◎法案が成立すれば、人身売買の被害者を専門に扱う警察の専門機関も新設される。
スペイン政府は29日、国際的な人身売買組織を取り締まり、経済的に弱い立場の人々の保護を目的とする法案を議会に提出した。
政府報道官によると、この法案は性的搾取、強制労働、臓器の売買、強制結婚、その他の犯罪行為を含む様々な種類の人身売買の被害者を救済するという。
また、裁判所に被害者であると認定された個人は個別の無料法律支援を受けることができ、さらに経済支援や住居の確保を求めることができるようになる。

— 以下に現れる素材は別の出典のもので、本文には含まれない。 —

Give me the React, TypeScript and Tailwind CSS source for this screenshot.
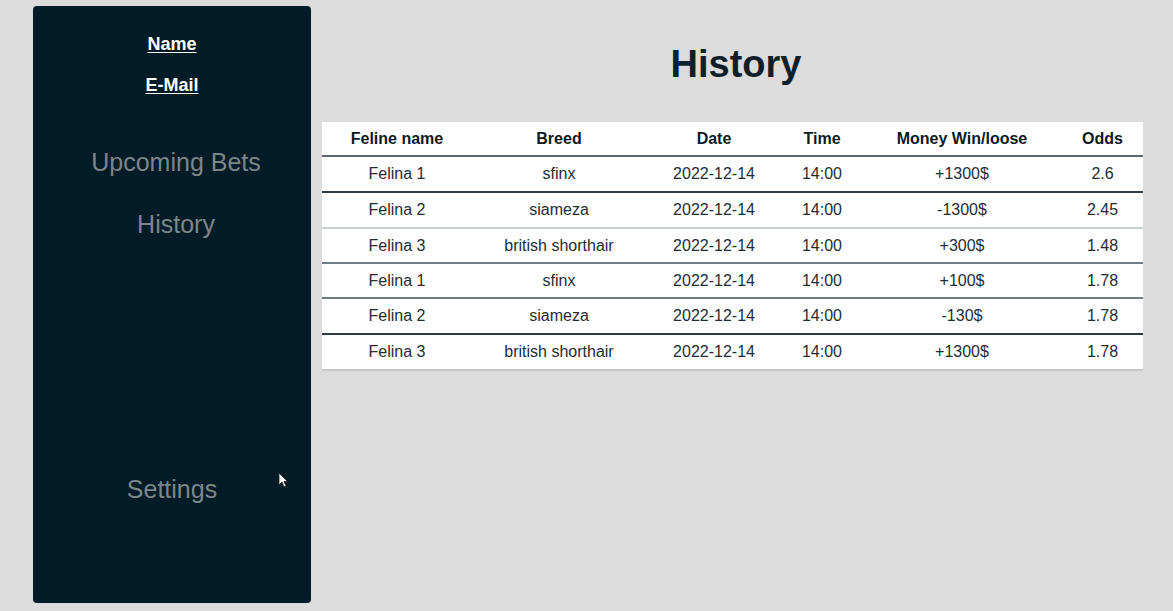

法案が成立すれば、人身売買の被害者を専門に扱う警察の専門機関も新設される。
内務省によると、警察は昨年、1000人以上を人身売買組織から解放したという。被害者の大部分はコロンビア、パラグアイ、ルーマニア、ベネズエラ出身の女性であり、性的搾取の被害者であった。また警察はルーマニア国籍の少女2人を強制結婚から解放した。
法案は被害者または被害者であると疑われる個人に対し、人身売買に関与したとされる人物を告発できる権利を与える。

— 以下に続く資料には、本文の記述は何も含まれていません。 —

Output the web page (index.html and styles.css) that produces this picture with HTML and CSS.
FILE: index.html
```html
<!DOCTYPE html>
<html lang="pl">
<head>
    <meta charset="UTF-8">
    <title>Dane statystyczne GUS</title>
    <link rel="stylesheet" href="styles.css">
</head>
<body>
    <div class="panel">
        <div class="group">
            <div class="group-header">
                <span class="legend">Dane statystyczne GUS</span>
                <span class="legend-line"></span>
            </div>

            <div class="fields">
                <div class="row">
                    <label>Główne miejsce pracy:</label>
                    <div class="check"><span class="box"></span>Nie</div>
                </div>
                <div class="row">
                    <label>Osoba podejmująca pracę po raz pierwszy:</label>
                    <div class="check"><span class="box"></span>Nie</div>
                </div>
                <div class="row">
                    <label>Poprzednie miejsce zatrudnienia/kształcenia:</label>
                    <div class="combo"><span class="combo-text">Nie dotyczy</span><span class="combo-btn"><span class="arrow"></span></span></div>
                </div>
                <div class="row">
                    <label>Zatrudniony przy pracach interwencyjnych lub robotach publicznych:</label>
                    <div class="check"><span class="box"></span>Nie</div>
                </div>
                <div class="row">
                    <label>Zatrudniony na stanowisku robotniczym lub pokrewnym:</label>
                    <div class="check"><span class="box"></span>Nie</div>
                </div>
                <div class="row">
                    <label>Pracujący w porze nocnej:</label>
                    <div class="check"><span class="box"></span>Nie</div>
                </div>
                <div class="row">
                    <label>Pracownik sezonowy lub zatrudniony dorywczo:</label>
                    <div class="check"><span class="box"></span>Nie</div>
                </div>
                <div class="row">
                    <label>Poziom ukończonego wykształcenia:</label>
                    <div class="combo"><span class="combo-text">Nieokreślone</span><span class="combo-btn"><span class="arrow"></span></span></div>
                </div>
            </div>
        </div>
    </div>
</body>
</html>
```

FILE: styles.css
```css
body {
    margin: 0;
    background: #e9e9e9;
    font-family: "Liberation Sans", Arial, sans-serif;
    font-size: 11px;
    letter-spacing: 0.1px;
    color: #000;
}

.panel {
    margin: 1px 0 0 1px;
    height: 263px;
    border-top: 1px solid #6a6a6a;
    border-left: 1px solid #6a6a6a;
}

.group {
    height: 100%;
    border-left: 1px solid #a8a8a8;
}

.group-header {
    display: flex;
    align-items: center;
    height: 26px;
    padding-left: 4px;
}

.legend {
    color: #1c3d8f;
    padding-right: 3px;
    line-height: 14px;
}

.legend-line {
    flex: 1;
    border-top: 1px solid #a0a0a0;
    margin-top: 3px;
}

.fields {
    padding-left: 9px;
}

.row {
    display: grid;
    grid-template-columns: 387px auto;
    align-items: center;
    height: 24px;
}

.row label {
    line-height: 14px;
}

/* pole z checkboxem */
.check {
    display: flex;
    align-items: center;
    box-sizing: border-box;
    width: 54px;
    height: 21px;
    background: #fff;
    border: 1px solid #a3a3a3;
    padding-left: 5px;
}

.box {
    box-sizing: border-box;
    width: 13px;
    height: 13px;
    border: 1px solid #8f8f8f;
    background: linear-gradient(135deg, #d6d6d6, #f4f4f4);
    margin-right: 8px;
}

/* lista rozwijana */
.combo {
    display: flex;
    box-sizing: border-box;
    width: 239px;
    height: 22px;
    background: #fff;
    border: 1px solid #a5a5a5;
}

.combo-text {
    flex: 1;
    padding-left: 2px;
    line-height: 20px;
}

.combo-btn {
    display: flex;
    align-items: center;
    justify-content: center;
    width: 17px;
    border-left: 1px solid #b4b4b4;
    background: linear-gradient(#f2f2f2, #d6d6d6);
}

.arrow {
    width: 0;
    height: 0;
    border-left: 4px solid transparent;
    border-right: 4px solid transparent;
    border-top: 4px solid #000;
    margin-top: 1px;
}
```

政府報道官は声明で、「最も弱い立場の人々の保護ほど重要なものはない」と述べている。
サンチェス(Pedro Sanchez)首相と連立を組む左派政党の一部議員はこの法案を「不十分」と批判している。
左派政党は被害者と疑われる全ての人に合法的な住まいと労働許可を与えるよう求めている。
サンチェス政権はトランスジェンダーの権利に関する法案でも意見の相違がみられ、議会への提出が遅れている。